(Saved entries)
☆ ☆ ☆

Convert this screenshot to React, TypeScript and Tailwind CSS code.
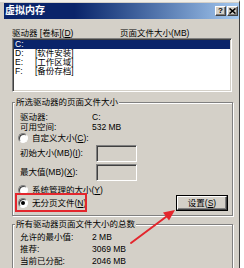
import type { ReactNode } from 'react'

// Win2000-style "虚拟内存" dialog, with the red annotation box and arrow on top.

const sunken =
  'border border-t-[#808080] border-l-[#808080] border-r-white border-b-white shadow-[inset_1px_1px_0_#404040,inset_-1px_-1px_0_#d4d0c8]'
const raised =
  'border border-t-white border-l-white border-r-[#404040] border-b-[#404040] shadow-[inset_-1px_-1px_0_#808080]'
const etched = 'border border-[#808080] shadow-[inset_1px_1px_0_#fff,1px_1px_0_#fff]'

function Radio({ checked = false }: { checked?: boolean }) {
  return (
    <span className="flex h-[10px] w-[10px] shrink-0 items-center justify-center rounded-full border border-t-[#808080] border-l-[#808080] border-r-white border-b-white bg-white shadow-[inset_1px_1px_0_#404040]">
      {checked && <span className="h-[4px] w-[4px] rounded-full bg-black" />}
    </span>
  )
}

function Group({ legend, className, children }: { legend: string; className: string; children: ReactNode }) {
  return (
    <div className={`relative w-[221px] ${etched} ${className}`}>
      <span className="absolute -top-[6px] left-[2px] bg-[#d4d0c8] px-[1px] leading-[10px]">{legend}</span>
      {children}
    </div>
  )
}

function InfoRow({ label, value, width = 'w-[72px]' }: { label: ReactNode; value?: string; width?: string }) {
  return (
    <div className="flex h-[10px] items-center leading-[10px]">
      <span className={width}>{label}</span>
      {value && <span>{value}</span>}
    </div>
  )
}

const drives = [
  { letter: 'C:', label: '', selected: true },
  { letter: 'D:', label: '[软件安装]' },
  { letter: 'E:', label: '[工作区域]' },
  { letter: 'F:', label: '[备份存档]' },
]

export default function App() {
  return (
    <div className="relative h-[268px] w-[244px] overflow-hidden bg-white font-['Liberation_Sans','Noto_Sans_CJK_SC',sans-serif] text-[8.5px] text-black">
      <div className="flex h-[268px] w-[240px] flex-col border-t-2 border-r border-t-[#f1efe9] border-r-[#404040] bg-[#d4d0c8] pl-[4px] pt-[1px]">
        {/* title bar */}
        <div className="flex h-[16px] w-[235px] shrink-0 items-center bg-linear-to-r from-[#0a246a] from-30% to-[#a6caf0] pl-[1px] pr-[1px]">
          <span className="text-[10px] font-bold leading-none text-white">虚拟内存</span>
          <div className="ml-auto flex gap-[1px]">
            <span className={`flex h-[10px] w-[11px] items-center justify-center bg-[#d4d0c8] text-[8px] font-bold leading-none ${raised}`}>
              ?
            </span>
            <span className={`flex h-[10px] w-[11px] items-center justify-center bg-[#d4d0c8] ${raised}`}>
              <svg width="7" height="6" viewBox="0 0 7 6">
                <path d="M0.5 0.5 L6.5 5.5 M6.5 0.5 L0.5 5.5" stroke="#000" strokeWidth="1.6" />
              </svg>
            </span>
          </div>
        </div>

        <div className="flex flex-col pl-[8px]">
          {/* list header */}
          <div className="mt-[9px] flex h-[10px] leading-[10px]">
            <span className="w-[108px]">
              驱动器 [卷标](<u>D</u>)
            </span>
            <span>页面文件大小(MB)</span>
          </div>

          {/* drive list */}
          <div className={`h-[54px] w-[220px] bg-white p-[1px] ${sunken}`}>
            {drives.map((d) => (
              <div
                key={d.letter}
                className={`flex h-[9px] items-center pl-[1px] leading-[9px] ${d.selected ? 'bg-[#0a246a] text-white' : ''}`}
              >
                <span className="w-[20px]">{d.letter}</span>
                <span>{d.label}</span>
              </div>
            ))}
          </div>

          {/* selected drive */}
          <Group legend="所选驱动器的页面文件大小" className="mt-[10px] h-[114px]">
            <div className="flex flex-col pl-[7px] pt-[9px]">
              <InfoRow label="驱动器:" value="C:" />
              <InfoRow label="可用空间:" value="532 MB" />
              <div className="-ml-[2px] mt-[1px] flex h-[10px] items-center gap-[4px] leading-[10px]">
                <Radio />
                <span>
                  自定义大小(<u>C</u>):
                </span>
              </div>
              <div className="mt-[2px] flex h-[17px] items-center">
                <span className="w-[76px]">
                  初始大小(MB)(<u>I</u>):
                </span>
                <span className={`h-[17px] w-[41px] bg-[#d4d0c8] ${sunken}`} />
              </div>
              <div className="mt-[2px] flex h-[17px] items-center">
                <span className="w-[76px]">
                  最大值(MB)(<u>X</u>):
                </span>
                <span className={`h-[17px] w-[41px] bg-[#d4d0c8] ${sunken}`} />
              </div>
              <div className="-ml-[2px] mt-[4px] flex h-[10px] items-center gap-[4px] leading-[10px]">
                <Radio />
                <span>
                  系统管理的大小(<u>Y</u>)
                </span>
              </div>
              <div className="flex h-[16px] items-center justify-between pr-[4px]">
                <div className="-ml-[2px] flex items-center gap-[4px] leading-[10px]">
                  <Radio checked />
                  <span>
                    无分页文件(<u>N</u>)
                  </span>
                </div>
                <div className="h-[16px] w-[52px] border border-black">
                  <div className={`flex h-full w-full items-center justify-center bg-[#d4d0c8] leading-none ${raised}`}>
                    设置(<u>S</u>)
                  </div>
                </div>
              </div>
            </div>
            <div className="absolute left-[2px] top-[90px] h-[19px] w-[72px] border-2 border-[#e3262d]" />
          </Group>

          {/* totals */}
          <Group legend="所有驱动器页面文件大小的总数" className="mt-[8px] h-[60px]">
            <div className="flex flex-col gap-[2px] pl-[7px] pt-[7px]">
              <InfoRow label="允许的最小值:" value="2 MB" />
              <InfoRow label="推荐:" value="3069 MB" />
              <InfoRow label="当前已分配:" value="2046 MB" />
            </div>
          </Group>
        </div>
      </div>

      {/* annotation arrow */}
      <svg className="pointer-events-none absolute inset-0" width="244" height="268" viewBox="0 0 244 268">
        <path d="M131 243 L166.5 216.5" stroke="#e3262d" strokeWidth="2" strokeLinecap="round" />
        <polygon points="175,210 169,220.5 163,212.5" fill="#e3262d" />
      </svg>
    </div>
  )
}
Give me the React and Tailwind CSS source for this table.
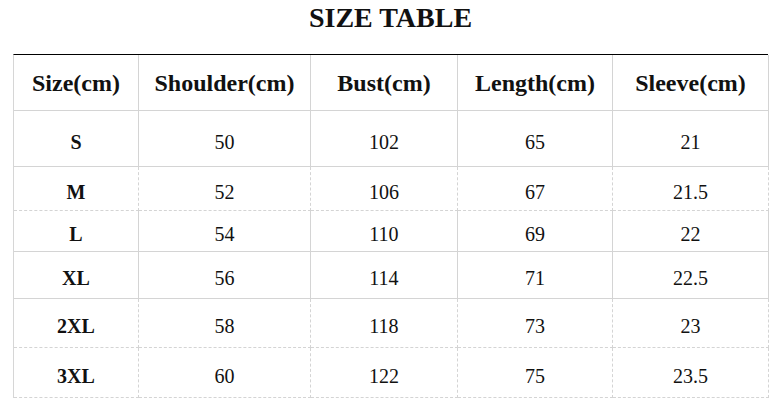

☆ ☆ ☆

Exercise description =
What is the number of lines in the listing above that contain the string "this"? Give only the number.

Expected output =
2